Segundo a reportagem da BBC News Brasil, um HD com 43 documentos produzidos por autoridades americanas entre os anos de 1967 e 1977, a partir de informações passadas não só por vítimas, mas por informantes dentro das Forças Armadas e dos serviços de repressão. Para Bolsonaro, no entanto, Ustra é “um herói brasileiro” e para Mourão “um homem de honra”.

O presidente Bolsonaro reagiu à insinuação de Biden de que sérias sanções econômicas serão definidas caso a situação do desmatamento da Amazônia não melhore no Brasil. Nem mesmo a eventual captação, comandada pelos Estados Unidos, de uma verba bilionária para ajudar o combate aos incêndios e ao desmatamento foi considerada boa perspectiva pelo governo brasileiro, que se apressou a dizer que não está à venda, vendo na proposta de Biden a intenção de subjugar, não ajudar.

O vice-presidente Hamilton Mourão também comanda o Conselho Nacional da Amazônia Legal, e estará no centro de qualquer desavença que surja nessa área ou em outros setores, como o incômodo da nova gestão democrata com ditaduras militares que Bolsonaro e Mourão não se cansam de elogiar.

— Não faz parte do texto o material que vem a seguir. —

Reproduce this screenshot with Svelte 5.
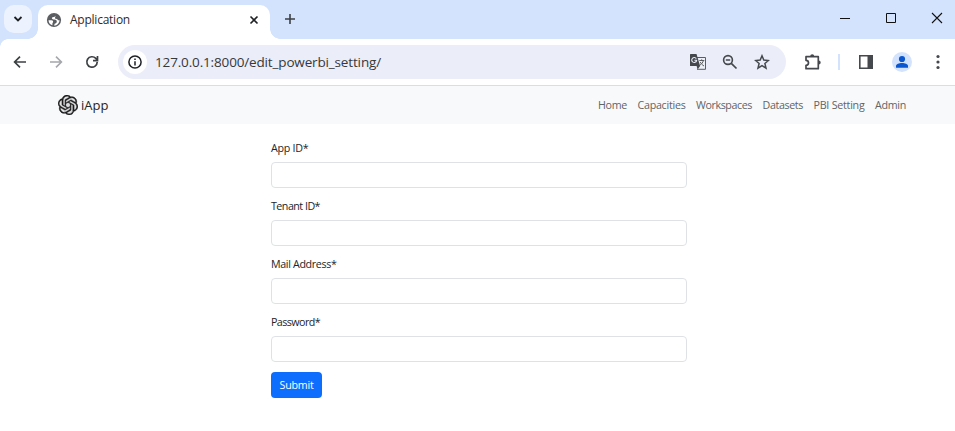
<script>
  const links = [
    { label: 'Home', width: 29 },
    { label: 'Capacities', width: 48 },
    { label: 'Workspaces', width: 56 },
    { label: 'Datasets', width: 40.5 },
    { label: 'PBI Setting', width: 51 },
    { label: 'Admin', width: 31 }
  ];
  const fields = [
    { id: 'app', label: 'App ID*', type: 'text', width: 37.5 },
    { id: 'tenant', label: 'Tenant ID*', type: 'text', width: 49 },
    { id: 'mail', label: 'Mail Address*', type: 'email', width: 65.5 },
    { id: 'password', label: 'Password*', type: 'password', width: 49 }
  ];

  // Spreads or tightens the letters so that a label fills its width.
  function fit(node, width) {
    const natural = node.getBoundingClientRect().width;
    node.style.letterSpacing = `${(width - natural) / node.textContent.length}px`;
  }
</script>

<div class="window">
  <div class="tabs">
    <button class="search" aria-label="Search tabs">
      <svg width="10" height="8" viewBox="0 0 10 8"><path d="M1.500 2 5 5.500 8.500 2" fill="none" stroke="#1f2024" stroke-width="1.800" /></svg>
    </button>
    <div class="tab">
      <svg class="globe" width="18" height="18" viewBox="0 0 18 18">
        <circle cx="9" cy="9" r="7.100" fill="#5a5d61" />
        <path d="M10.600 3.300c.3 1.700-.5 2.500-1.900 2.600-1.600.1-2 .8-1.700 1.700.3.800 1 1 2.300 1 1.700 0 2.400.7 2.500 2 0 1.500-1 1.800-2.200 2.200l-.4 1.900A5.600 5.600 0 0 0 14.600 9.300c-1 .2-1.500-.1-2-.8-.5-.8-1.200-.8-2.300-.9M3.500 9.300h3c1.300 0 1.700.8 1.600 1.700-.1.800-.7.900-.7 1.700v1.600A5.600 5.600 0 0 1 3.500 9.300z" fill="#fff" />
        <path d="M10 7.400c0-1 .5-1.300 1.500-1.400 1.200-.2 1.500-.8 1.500-1.600l1.600 1.500.8 2.400c-1 .9-2 .8-2.700 0-.6-.7-1.600-.9-2.700-.9z" fill="#5a5d61" />
      </svg>
      <span class="title"><span use:fit={60}>Application</span></span>
      <svg class="close" width="10" height="10" viewBox="0 0 10 10"><path d="m1.500 1.500 7 7m0-7-7 7" stroke="#202124" stroke-width="1.600" /></svg>
    </div>
    <svg class="plus" width="12" height="12" viewBox="0 0 12 12"><path d="M6 1v10M1 6h10" stroke="#3c4043" stroke-width="1.600" /></svg>
    <div class="controls">
      <svg width="12" height="12" viewBox="0 0 12 12"><path d="M1 6.500h10" stroke="#111" /></svg>
      <svg width="12" height="12" viewBox="0 0 12 12"><path d="M1.500 1.500h9v9h-9z" fill="none" stroke="#111" /></svg>
      <svg width="12" height="12" viewBox="0 0 12 12"><path d="m1 1 10 10m0-10L1 11" stroke="#111" stroke-width="1.100" /></svg>
    </div>
  </div>

  <div class="toolbar">
    <svg class="nav" width="14" height="14" viewBox="0 0 14 14"><path d="M13 7H2M7 1.600 1.600 7 7 12.400" fill="none" stroke="#3c4043" stroke-width="1.700" /></svg>
    <svg class="nav" width="14" height="14" viewBox="0 0 14 14"><path d="M1 7h11M7 1.600 12.400 7 7 12.400" fill="none" stroke="#a5a7aa" stroke-width="1.600" /></svg>
    <svg class="nav" width="14" height="14" viewBox="0 0 14 14"><path d="M12.200 7A5.200 5.200 0 1 1 10.800 3.400L12.300 5M12.500 1v4.600H8" fill="none" stroke="#3c4043" stroke-width="1.700" /></svg>
    <div class="address">
      <span class="info">
        <svg width="14" height="14" viewBox="0 0 14 14"><circle cx="7" cy="7" r="6.100" fill="none" stroke="#1f2024" stroke-width="1.500" /><path d="M7 6.200v4.200M7 3.600v1.500" stroke="#1f2024" stroke-width="1.500" /></svg>
      </span>
      <span class="url"><span use:fit={226}>127.0.0.1:8000/edit_powerbi_setting/</span></span>
      <svg class="translate" width="18" height="18" viewBox="0 0 18 18">
        <path d="M8 4.500h8.500v11.800H8" fill="#eef0f8" stroke="#5b5d61" />
        <path d="M1.500 1h6l3.600 12H1.500Q1 13 1 12.500v-11Q1 1 1.500 1z" fill="#45484c" />
        <path d="m7.600 13 3.500 0-2.500 3.500z" fill="#45484c" />
        <path d="M7.300 5.600A2.500 2.500 0 1 0 7.600 7.800V7.300H5.400" fill="none" stroke="#e9edf8" stroke-width="1.100" />
        <path d="M10.300 7.500h5M12.700 6.300v1.200M14.400 7.500c-.5 2-1.800 3.500-3.300 4.500m.2-3c.7 1.500 2 3 3.700 4" fill="none" stroke="#5b5d61" />
      </svg>
      <svg class="zoom" width="16" height="16" viewBox="0 0 16 16"><circle cx="6" cy="6" r="4.400" fill="none" stroke="#45484c" stroke-width="1.600" /><path d="m9.300 9.300 5.200 5.200M3.800 6h4.400" stroke="#45484c" stroke-width="1.700" /></svg>
      <svg class="star" width="16" height="16" viewBox="0 0 16 16"><path d="m8 1.800 1.800 4.300 4.600.4-3.500 3 1.100 4.600-4-2.500-4 2.500 1.100-4.600-3.500-3 4.600-.4z" fill="none" stroke="#45484c" stroke-width="1.500" /></svg>
    </div>
    <svg class="puzzle" width="18" height="18" viewBox="0 0 18 18"><path d="M2 3.700h12.300v12H2v-3.400a2.400 2.400 0 0 0 0-5z" fill="none" stroke="#45484c" stroke-width="1.700" stroke-linejoin="round" /><path d="M6.200 3.300a2 2 0 0 1 4 0zM14.700 7.600a2 2 0 0 1 0 4z" fill="#45484c" /></svg>
    <i class="divider"></i>
    <svg class="panel" width="16" height="16" viewBox="0 0 16 16"><path d="M1.800 1.800h12.400v12.400H1.800z" fill="none" stroke="#45484c" stroke-width="1.600" /><path d="M9.500 1.500H14v13H9.500z" fill="#45484c" /></svg>
    <svg class="person" width="20" height="20" viewBox="0 0 20 20"><circle cx="10" cy="10" r="10" fill="#d3e3fd" /><circle cx="10" cy="7" r="3.100" fill="#0b57d0" /><path d="M4 15.700v-1.600c0-2 3-3 6-3s6 1 6 3v1.600z" fill="#0b57d0" /></svg>
    <svg class="dots" width="4" height="16" viewBox="0 0 4 16"><g fill="#45484c"><circle cx="2" cy="2.500" r="1.600" /><circle cx="2" cy="8" r="1.600" /><circle cx="2" cy="13.500" r="1.600" /></g></svg>
  </div>

  <nav class="navbar">
    <div class="brand">
      <svg width="20" height="20" viewBox="0 0 24 24"><circle cx="12" cy="12" r="9.500" fill="#dcdddf" /><path fill="#1d1d1f" stroke="#1d1d1f" stroke-width=".4" d="M22.2819 9.8211a5.9847 5.9847 0 0 0-.5157-4.9108 6.0462 6.0462 0 0 0-6.5098-2.9A6.0651 6.0651 0 0 0 4.9807 4.1818a5.9847 5.9847 0 0 0-3.9977 2.9 6.0462 6.0462 0 0 0 .7427 7.0966 5.98 5.98 0 0 0 .511 4.9107 6.051 6.051 0 0 0 6.5146 2.9001A5.9847 5.9847 0 0 0 13.2599 24a6.0557 6.0557 0 0 0 5.7718-4.2058 5.9894 5.9894 0 0 0 3.9977-2.9001 6.0557 6.0557 0 0 0-.7475-7.0729zm-9.022 12.6081a4.4755 4.4755 0 0 1-2.8764-1.0408l.1419-.0804 4.7783-2.7582a.7948.7948 0 0 0 .3927-.6813v-6.7369l2.02 1.1686a.071.071 0 0 1 .038.052v5.5826a4.504 4.504 0 0 1-4.4945 4.4944zm-9.6607-4.1254a4.4708 4.4708 0 0 1-.5346-3.0137l.142.0852 4.783 2.7582a.7712.7712 0 0 0 .7806 0l5.8428-3.3685v2.3324a.0804.0804 0 0 1-.0332.0615L9.74 19.9502a4.4992 4.4992 0 0 1-6.1408-1.6464zM2.3408 7.8956a4.485 4.485 0 0 1 2.3655-1.9728V11.6a.7664.7664 0 0 0 .3879.6765l5.8144 3.3543-2.0201 1.1685a.0757.0757 0 0 1-.071 0l-4.8303-2.7865A4.504 4.504 0 0 1 2.3408 7.872zm16.5963 3.8558L13.1038 8.364 15.1192 7.2a.0757.0757 0 0 1 .071 0l4.8303 2.7913a4.4944 4.4944 0 0 1-.6765 8.1042v-5.6772a.79.79 0 0 0-.407-.667zm2.0107-3.0231l-.142-.0852-4.7735-2.7818a.7759.7759 0 0 0-.7854 0L9.409 9.2297V6.8974a.0662.0662 0 0 1 .0284-.0615l4.8303-2.7866a4.4992 4.4992 0 0 1 6.6802 4.66zM8.3065 12.863l-2.02-1.1638a.0804.0804 0 0 1-.038-.0567V6.0742a4.4992 4.4992 0 0 1 7.3757-3.4537l-.142.0805L8.704 5.459a.7948.7948 0 0 0-.3927.6813zm1.0976-2.3654l2.602-1.4998 2.6069 1.4998v2.9994l-2.5974 1.4997-2.6067-1.4997Z" /></svg>
      <span use:fit={27.5}>iApp</span>
    </div>
    <div class="links">
      {#each links as link}
        <span class="slot" style:width="{link.width}px"><span use:fit={link.width}>{link.label}</span></span>
      {/each}
    </div>
  </nav>

  <form>
    {#each fields as field}
      <label for={field.id}><span use:fit={field.width}>{field.label}</span></label>
      <input id={field.id} type={field.type} />
    {/each}
    <button class="submit" type="button"><span use:fit={34}>Submit</span></button>
  </form>
</div>

<style>
  :global(body) { margin: 0; background: #fff; }
  .window {
    width: 955px; height: 431px; overflow: hidden; background: #fff;
    font-family: "Open Sans", "Noto Sans", sans-serif; color: #212529;
  }
  svg { display: block; flex: none; }
  span { white-space: nowrap; }

  .tabs { display: flex; height: 39px; background: #d3e3fd; box-sizing: border-box; padding: 5px 12px 0 4px; align-items: flex-start; }
  .search {
    width: 28px; height: 28px; border: 0; border-radius: 10px; background: #ecf3fe; padding: 0;
    display: flex; align-items: center; justify-content: center;
  }
  .tab {
    position: relative; display: flex; align-items: center; box-sizing: border-box;
    width: 232px; height: 34px; margin-left: 6px; padding: 0 11px 5px 7px;
    background: #fff; border-radius: 10px 10px 0 0;
  }
  .tab::before, .tab::after { content: ""; position: absolute; bottom: 0; width: 10px; height: 10px; }
  .tab::before { left: -10px; background: radial-gradient(circle at 0 0, transparent 9.500px, #fff 10px); }
  .tab::after { right: -10px; background: radial-gradient(circle at 100% 0, transparent 9.500px, #fff 10px); }
  .title { flex: 1; margin-left: 7px; font-size: 12px; line-height: 16px; padding-top: 1px; color: #2a2c2f; }
  .plus { margin: 8px 0 0 14px; }
  .controls { display: flex; gap: 34px; margin: 7px 0 0 auto; }

  .toolbar {
    display: flex; align-items: center; height: 46px; border-bottom: 1px solid #d9dee6; padding-left: 13px;
    background: radial-gradient(circle at 8px 8px, #fff 7.500px, #d3e3fd 8px) 0 0 / 8px 8px no-repeat;
  }
  .nav { margin-right: 22px; }
  .address {
    display: flex; align-items: center; width: 668px; height: 34px; margin-left: -3px;
    border-radius: 17px; background: #ebedf8; box-sizing: border-box; padding-left: 5px;
  }
  .info { display: flex; align-items: center; justify-content: center; width: 24px; height: 24px; border-radius: 50%; background: #fff; }
  .url { flex: 1; margin-left: 8px; font-size: 13.500px; line-height: 20px; color: #36383c; }
  .zoom { margin-left: 15px; }
  .star { margin: 0 16px 0 16px; }
  .puzzle { margin-left: 18px; }
  .divider { width: 2px; height: 16px; margin-left: 16px; background: #d3e3fd; }
  .panel { margin-left: 18px; }
  .person { margin-left: 18px; }
  .dots { margin-left: 24px; }

  .navbar { display: flex; align-items: center; justify-content: space-between; height: 38px; padding: 0 49px 0 58px; background: #f8f9fa; }
  .brand { display: flex; align-items: center; gap: 3px; font-size: 13px; }
  .links { display: flex; gap: 10.500px; font-size: 10.700px; color: #626466; padding-bottom: 1px; }
  .slot { display: block; }

  form { width: 416px; margin: 16px 0 0 271px; font-size: 10.700px; }
  label { display: block; height: 16px; line-height: 16px; margin-bottom: 6px; }
  input { display: block; box-sizing: border-box; width: 416px; height: 26px; margin: 0 0 10px; padding: 0 8px; border: 1px solid #dee2e6; border-radius: 4px; background: #fff; }
  .submit {
    display: flex; align-items: center; justify-content: center; width: 51px; height: 26px; padding: 0 0 1px;
    border: 0; border-radius: 4px; background: #0d6efd; color: #fff; font: 10.700px "Open Sans", "Noto Sans", sans-serif;
  }
</style>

Em uma entrevista à Deutsche Welle, o vice-presidente Mourão foi duramente questionado sobre o fracasso do combate às queimadas na Amazônia, sobre a pandemia da Covid-19, que já fez cinco milhões de infectados e quase 150 mil mortes no Brasil e, por fim, sobre os elogios dele e de Bolsonaro ao Coronel Ustra, condenado como torturador.

Mourão tentou driblar todas as perguntas passando uma visão tranqüilizadora da situação do país, mas não quis escapar da questão sobre as torturas, embora fizesse questão de colocar-se, e ao governo brasileiro, contra a prática: “O que eu posso dizer sobre o homem Carlos Alberto Brilhante Ustra é que ele foi meu oficial comandante durante o final dos anos 70 e ele foi um homem de honra que respeitava os direitos humanos de seus subordinados. Então, muitas das coisas que as pessoas falam dele – posso dizer porque tive amizade muito próxima com ele — não são verdade.”

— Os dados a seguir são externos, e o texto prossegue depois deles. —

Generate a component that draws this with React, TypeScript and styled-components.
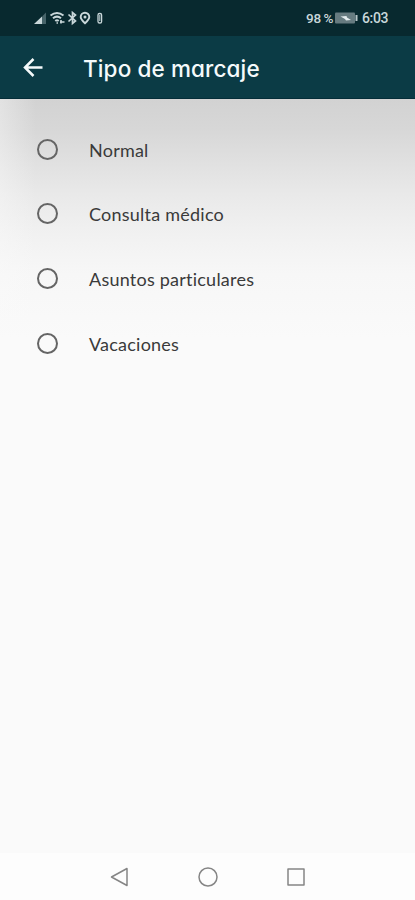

Os documentos entregues por Biden foram utilizados na Comissão da Verdade: "Espero que olhando documentos do nosso passado possamos focar na imensa promessa do futuro", disse o então vice-presidente dos Estados Unidos. A Comissão da Verdade é outro ponto de irritação por parte de Bolsonaro, que nega a validade de suas revelações.

"Esse é um dos relatórios mais detalhados sobre técnicas de tortura já desclassificados pelo governo dos Estados Unidos", afirmou à BBC News Brasil Peter Kornbluh, diretor do Projeto de Documentação Brasileiro do Arquivo de Segurança Nacional Americano, em Washington D.C.

Ainda de acordo com Kornbluh, "os documentos americanos ajudam a lançar luz sobre várias atrocidades e técnicas (de tortura do regime). Eles são evidências contemporâneas dos abusos dos direitos humanos cometidos pelos militares brasileiros”.

A insistência com que o vice-presidente Mourão e o presidente Bolsonaro elogiam o coronel Brilhante Ustra pode provocar uma crise diplomática semelhante à ocorrida no governo Geisel, quando o democrata Jimmy Carter deu uma guinada na política de Direitos Humanos nos Estados Unidos.